**What the task asks**:
Pull out every line of the listing below where "styles" appears.

**Entries provided**:
- - - - - - -

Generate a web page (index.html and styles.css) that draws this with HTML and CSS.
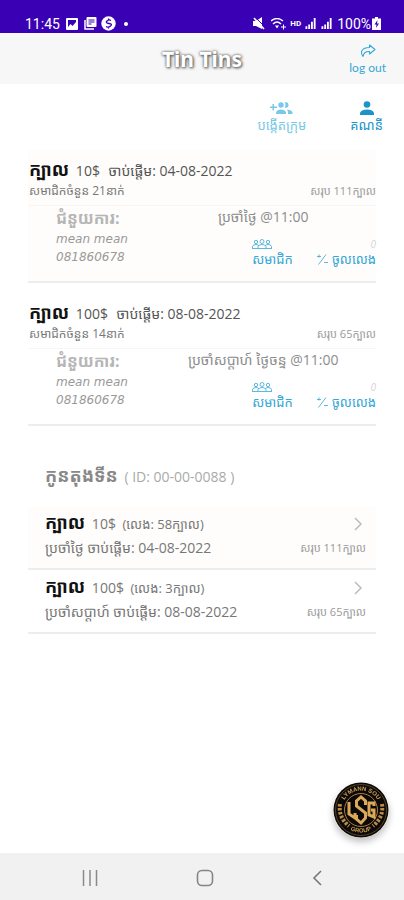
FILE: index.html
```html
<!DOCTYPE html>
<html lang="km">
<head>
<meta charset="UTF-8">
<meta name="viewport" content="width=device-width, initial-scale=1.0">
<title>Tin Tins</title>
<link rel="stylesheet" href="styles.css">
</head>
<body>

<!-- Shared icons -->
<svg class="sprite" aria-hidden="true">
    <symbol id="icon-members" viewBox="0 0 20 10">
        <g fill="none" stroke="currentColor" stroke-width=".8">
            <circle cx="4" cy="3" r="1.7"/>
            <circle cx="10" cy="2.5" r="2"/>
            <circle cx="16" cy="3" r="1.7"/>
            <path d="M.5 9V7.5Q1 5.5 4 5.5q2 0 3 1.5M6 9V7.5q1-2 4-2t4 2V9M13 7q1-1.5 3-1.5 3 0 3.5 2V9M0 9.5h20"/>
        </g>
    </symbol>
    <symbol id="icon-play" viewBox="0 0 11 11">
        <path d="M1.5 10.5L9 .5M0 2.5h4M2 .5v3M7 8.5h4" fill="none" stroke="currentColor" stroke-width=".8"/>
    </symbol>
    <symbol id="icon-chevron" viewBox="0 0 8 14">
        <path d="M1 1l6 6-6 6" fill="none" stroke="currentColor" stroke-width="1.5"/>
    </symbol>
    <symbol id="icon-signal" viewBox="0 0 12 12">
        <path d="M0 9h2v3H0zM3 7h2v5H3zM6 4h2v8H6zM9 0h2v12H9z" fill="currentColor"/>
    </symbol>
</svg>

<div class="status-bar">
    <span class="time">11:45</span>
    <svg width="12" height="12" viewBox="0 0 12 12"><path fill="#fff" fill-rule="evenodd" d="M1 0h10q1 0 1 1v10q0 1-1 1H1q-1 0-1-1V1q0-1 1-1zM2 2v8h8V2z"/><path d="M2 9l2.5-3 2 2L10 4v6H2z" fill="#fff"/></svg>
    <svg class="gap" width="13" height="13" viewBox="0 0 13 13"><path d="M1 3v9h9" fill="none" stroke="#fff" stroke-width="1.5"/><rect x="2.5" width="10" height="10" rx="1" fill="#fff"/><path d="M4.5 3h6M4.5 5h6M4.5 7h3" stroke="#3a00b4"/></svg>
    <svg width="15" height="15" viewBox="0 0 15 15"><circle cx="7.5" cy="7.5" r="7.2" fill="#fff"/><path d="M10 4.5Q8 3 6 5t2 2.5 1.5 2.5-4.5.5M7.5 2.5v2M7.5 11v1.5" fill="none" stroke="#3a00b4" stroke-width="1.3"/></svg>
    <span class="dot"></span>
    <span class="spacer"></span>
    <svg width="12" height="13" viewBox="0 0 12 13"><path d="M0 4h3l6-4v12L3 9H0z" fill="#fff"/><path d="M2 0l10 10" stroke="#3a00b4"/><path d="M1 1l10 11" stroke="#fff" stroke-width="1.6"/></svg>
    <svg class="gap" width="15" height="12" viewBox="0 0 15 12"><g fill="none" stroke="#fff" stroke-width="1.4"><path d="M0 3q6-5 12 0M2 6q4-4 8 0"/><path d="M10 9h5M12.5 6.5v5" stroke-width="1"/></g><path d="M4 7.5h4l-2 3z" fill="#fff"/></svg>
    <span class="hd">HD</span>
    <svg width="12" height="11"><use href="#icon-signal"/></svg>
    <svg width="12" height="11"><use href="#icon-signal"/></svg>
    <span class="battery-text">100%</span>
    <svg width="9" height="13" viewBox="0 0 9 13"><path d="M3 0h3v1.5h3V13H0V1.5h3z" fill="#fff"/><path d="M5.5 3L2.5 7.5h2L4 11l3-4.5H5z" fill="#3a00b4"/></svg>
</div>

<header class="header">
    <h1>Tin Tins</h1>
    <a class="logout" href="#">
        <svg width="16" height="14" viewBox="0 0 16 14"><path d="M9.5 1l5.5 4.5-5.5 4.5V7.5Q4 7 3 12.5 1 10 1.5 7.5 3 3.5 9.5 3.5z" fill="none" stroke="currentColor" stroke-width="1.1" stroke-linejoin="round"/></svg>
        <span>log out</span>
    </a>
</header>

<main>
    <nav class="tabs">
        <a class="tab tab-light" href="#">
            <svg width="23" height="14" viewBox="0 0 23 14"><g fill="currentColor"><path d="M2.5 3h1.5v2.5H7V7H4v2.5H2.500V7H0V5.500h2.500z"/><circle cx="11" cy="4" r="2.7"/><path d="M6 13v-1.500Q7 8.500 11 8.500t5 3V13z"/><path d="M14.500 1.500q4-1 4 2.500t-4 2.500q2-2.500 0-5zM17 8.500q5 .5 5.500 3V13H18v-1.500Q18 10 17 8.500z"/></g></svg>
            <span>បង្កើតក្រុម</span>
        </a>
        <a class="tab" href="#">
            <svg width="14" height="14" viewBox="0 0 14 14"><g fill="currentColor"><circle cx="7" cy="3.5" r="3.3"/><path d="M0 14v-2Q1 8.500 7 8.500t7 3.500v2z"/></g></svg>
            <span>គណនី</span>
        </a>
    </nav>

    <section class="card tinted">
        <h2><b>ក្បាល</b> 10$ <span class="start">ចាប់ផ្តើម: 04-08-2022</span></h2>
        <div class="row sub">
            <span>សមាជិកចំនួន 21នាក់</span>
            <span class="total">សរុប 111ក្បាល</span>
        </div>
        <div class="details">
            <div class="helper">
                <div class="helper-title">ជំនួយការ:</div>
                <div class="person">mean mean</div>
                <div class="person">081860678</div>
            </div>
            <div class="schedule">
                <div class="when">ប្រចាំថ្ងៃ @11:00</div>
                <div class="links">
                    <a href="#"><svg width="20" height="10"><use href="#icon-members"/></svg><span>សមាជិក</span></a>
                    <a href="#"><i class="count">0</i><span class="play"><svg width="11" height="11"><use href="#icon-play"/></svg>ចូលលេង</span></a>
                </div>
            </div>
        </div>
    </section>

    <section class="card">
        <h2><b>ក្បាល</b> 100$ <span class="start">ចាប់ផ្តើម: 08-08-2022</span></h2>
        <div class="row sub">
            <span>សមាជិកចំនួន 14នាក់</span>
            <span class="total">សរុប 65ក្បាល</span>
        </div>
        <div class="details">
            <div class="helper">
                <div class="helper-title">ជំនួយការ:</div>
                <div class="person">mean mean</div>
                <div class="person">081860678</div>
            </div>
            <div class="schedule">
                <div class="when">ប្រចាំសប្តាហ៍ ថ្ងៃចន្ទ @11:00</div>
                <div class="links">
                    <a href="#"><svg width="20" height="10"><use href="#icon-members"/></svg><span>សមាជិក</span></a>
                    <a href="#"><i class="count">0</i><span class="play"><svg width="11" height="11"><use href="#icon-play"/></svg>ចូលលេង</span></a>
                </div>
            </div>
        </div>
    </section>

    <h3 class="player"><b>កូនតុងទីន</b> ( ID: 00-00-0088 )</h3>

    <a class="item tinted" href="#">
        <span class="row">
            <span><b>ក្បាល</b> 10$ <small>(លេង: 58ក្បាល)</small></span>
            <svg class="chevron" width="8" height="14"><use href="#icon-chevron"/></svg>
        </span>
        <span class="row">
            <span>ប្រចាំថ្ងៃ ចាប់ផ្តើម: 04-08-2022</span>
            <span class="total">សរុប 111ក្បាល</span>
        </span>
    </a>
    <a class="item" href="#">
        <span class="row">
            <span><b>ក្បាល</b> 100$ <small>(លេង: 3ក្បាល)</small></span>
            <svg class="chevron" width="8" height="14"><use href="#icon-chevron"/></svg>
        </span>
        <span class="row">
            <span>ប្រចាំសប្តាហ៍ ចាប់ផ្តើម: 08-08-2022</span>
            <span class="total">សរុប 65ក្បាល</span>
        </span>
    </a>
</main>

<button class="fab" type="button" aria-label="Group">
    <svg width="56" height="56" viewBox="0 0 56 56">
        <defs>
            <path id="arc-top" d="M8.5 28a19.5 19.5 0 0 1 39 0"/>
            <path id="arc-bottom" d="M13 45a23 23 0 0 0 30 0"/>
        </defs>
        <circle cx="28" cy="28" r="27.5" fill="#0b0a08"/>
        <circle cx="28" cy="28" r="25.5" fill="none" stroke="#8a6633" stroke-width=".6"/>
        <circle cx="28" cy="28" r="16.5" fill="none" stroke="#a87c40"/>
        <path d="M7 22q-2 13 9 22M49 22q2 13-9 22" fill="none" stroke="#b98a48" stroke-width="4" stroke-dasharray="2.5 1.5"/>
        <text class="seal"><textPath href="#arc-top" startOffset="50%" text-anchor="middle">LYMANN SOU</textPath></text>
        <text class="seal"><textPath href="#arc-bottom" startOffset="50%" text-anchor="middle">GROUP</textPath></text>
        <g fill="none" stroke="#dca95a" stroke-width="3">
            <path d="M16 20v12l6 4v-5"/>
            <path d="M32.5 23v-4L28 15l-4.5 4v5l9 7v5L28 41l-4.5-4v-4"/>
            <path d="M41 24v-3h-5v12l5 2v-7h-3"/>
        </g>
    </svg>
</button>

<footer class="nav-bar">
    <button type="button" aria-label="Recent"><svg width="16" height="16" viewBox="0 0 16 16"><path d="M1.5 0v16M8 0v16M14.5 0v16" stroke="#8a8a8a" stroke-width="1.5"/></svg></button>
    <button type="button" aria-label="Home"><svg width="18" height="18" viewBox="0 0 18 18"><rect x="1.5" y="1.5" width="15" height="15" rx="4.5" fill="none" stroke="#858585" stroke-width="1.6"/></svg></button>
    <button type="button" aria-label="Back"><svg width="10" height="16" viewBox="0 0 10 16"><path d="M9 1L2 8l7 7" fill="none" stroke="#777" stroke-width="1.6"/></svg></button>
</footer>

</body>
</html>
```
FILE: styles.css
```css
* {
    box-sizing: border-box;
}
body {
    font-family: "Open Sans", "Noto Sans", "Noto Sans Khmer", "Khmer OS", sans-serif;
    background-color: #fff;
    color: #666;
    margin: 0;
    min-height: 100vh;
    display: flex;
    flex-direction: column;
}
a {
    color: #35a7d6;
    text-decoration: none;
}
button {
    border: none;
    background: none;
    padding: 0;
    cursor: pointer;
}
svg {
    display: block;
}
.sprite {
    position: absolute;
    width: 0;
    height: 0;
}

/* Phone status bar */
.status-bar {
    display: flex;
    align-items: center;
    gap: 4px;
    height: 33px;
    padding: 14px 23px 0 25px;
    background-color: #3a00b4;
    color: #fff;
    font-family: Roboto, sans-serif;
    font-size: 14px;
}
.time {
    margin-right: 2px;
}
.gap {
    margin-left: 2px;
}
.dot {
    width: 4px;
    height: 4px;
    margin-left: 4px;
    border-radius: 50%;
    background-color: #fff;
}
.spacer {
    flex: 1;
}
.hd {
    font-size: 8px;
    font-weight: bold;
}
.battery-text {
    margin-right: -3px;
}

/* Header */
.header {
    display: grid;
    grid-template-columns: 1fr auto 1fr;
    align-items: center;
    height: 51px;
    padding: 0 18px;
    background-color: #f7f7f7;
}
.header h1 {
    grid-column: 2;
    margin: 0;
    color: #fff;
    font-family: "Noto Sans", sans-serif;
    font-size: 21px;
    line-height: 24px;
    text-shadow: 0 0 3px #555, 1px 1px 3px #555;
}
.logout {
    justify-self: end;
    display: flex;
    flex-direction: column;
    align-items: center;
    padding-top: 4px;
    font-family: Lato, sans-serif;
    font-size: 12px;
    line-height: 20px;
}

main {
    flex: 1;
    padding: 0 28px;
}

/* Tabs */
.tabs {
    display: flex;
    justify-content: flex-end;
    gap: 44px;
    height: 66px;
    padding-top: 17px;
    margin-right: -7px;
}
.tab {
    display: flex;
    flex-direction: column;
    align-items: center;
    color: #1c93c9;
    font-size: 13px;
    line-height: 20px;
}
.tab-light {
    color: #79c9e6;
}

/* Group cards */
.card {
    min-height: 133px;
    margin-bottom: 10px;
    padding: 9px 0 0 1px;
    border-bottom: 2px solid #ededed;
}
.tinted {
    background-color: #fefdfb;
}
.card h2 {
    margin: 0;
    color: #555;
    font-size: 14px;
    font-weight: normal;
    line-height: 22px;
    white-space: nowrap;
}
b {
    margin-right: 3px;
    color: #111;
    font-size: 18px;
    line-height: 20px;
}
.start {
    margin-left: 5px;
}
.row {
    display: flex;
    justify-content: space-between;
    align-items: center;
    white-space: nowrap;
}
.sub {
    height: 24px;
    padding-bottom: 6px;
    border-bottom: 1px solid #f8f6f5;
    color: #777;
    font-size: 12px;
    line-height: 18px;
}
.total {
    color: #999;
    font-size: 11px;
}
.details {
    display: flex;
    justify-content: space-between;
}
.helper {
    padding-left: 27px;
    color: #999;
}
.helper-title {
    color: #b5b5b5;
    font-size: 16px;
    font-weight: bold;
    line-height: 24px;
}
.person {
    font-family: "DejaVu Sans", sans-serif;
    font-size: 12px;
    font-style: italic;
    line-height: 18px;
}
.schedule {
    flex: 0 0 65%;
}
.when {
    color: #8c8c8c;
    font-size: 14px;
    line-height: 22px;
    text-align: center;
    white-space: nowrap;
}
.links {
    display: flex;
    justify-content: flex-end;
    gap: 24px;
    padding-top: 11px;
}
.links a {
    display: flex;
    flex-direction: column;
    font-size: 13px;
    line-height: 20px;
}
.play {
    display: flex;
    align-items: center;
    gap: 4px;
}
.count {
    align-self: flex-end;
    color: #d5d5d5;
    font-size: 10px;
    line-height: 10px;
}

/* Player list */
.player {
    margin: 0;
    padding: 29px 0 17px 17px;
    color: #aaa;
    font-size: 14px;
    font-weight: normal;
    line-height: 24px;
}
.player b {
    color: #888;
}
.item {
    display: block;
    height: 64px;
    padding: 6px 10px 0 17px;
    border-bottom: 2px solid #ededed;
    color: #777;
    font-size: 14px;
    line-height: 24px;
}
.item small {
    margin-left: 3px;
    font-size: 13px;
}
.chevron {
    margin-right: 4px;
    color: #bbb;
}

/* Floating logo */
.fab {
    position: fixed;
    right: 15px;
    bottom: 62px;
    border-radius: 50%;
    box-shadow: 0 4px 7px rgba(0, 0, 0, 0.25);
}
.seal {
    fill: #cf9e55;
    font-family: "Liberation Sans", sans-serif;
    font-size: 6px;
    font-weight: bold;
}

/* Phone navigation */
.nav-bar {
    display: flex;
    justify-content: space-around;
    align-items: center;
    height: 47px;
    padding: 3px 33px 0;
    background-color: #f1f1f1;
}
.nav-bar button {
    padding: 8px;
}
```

- - - - - - -

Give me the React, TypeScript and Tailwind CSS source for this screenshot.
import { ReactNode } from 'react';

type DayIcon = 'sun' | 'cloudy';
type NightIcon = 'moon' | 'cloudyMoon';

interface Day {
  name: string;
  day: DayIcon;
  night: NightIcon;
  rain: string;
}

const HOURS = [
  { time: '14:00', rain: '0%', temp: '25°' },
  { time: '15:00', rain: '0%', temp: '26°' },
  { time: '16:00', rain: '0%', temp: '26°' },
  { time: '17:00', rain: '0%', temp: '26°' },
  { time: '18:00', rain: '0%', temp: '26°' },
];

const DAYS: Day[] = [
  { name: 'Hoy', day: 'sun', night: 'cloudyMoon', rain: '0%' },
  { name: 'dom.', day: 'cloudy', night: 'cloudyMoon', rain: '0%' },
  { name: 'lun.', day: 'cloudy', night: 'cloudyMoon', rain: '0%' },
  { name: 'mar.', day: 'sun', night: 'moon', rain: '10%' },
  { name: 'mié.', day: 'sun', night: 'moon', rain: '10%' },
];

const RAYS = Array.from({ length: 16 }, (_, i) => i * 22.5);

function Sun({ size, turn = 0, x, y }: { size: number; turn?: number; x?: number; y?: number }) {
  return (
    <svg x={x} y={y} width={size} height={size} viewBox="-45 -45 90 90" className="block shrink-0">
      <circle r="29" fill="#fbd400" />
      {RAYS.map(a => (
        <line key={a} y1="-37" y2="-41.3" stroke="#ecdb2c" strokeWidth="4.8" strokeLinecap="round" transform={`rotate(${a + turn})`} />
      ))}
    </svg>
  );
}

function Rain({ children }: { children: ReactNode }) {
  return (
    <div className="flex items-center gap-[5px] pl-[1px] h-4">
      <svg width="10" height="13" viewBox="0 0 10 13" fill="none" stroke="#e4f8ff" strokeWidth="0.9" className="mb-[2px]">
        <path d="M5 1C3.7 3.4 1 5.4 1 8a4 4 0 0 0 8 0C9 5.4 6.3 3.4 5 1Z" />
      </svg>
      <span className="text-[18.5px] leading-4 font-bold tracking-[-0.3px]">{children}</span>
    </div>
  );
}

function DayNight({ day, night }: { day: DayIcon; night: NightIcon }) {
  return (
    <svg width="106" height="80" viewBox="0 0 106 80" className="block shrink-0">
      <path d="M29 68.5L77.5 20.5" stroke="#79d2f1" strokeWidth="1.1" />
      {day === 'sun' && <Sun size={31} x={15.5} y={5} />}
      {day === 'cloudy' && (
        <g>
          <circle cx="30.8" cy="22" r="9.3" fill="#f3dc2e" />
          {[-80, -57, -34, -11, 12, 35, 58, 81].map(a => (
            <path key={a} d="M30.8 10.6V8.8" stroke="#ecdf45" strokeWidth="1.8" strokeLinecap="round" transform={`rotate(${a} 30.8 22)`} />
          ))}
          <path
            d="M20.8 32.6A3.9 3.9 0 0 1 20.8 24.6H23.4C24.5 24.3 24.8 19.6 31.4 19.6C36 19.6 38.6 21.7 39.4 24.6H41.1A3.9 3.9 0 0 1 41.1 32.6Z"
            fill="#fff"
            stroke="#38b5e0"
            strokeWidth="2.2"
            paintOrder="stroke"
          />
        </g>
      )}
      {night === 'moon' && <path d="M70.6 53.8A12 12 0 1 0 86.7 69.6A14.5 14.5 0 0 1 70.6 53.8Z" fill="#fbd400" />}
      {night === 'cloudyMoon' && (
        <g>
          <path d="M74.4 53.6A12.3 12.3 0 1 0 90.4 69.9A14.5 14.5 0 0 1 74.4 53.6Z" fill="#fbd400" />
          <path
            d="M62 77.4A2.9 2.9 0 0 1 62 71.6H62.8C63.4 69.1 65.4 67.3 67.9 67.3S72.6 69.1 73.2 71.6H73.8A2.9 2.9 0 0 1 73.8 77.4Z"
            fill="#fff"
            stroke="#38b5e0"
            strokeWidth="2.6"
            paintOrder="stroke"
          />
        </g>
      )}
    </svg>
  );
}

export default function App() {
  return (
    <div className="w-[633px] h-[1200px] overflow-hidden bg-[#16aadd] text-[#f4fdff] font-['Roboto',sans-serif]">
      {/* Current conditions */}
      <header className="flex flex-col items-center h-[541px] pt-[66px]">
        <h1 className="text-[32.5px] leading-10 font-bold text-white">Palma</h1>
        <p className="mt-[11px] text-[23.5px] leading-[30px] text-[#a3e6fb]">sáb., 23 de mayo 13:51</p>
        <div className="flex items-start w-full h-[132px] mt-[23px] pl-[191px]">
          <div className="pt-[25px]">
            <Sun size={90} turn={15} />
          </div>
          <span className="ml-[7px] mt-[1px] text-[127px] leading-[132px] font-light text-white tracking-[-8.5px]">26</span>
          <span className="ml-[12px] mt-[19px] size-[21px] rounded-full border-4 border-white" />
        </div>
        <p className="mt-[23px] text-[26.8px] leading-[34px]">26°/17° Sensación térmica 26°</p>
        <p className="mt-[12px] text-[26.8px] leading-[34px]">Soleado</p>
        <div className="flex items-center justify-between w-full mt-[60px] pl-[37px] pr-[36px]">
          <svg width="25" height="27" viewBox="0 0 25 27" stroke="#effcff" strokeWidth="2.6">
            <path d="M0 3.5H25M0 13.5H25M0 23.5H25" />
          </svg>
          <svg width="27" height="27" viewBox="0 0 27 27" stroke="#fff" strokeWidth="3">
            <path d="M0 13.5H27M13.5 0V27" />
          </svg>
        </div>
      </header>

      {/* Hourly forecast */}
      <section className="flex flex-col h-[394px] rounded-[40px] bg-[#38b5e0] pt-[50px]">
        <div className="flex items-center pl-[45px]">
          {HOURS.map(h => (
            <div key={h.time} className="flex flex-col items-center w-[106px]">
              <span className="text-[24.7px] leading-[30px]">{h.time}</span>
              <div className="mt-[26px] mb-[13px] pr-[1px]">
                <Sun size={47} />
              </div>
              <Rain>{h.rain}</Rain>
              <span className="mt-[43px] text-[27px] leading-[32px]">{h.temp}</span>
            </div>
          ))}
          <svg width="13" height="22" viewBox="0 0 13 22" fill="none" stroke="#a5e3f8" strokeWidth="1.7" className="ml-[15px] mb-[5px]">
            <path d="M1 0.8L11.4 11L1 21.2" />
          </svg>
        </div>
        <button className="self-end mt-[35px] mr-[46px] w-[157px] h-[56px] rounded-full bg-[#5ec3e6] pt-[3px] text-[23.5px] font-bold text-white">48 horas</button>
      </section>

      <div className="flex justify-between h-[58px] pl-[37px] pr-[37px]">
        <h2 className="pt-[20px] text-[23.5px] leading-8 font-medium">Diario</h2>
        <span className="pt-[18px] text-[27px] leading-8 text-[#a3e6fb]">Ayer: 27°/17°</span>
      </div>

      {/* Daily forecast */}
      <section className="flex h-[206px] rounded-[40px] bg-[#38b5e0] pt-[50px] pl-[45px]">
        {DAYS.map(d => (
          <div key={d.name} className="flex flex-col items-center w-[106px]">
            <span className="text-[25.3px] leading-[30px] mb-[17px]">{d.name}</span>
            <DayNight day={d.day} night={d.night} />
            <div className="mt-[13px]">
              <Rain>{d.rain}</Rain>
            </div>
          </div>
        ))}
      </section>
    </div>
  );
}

- - - - - - -

**Answer to the task**:
Generate a web page (index.html and styles.css) that draws this with HTML and CSS.
<link rel="stylesheet" href="styles.css">
FILE: styles.css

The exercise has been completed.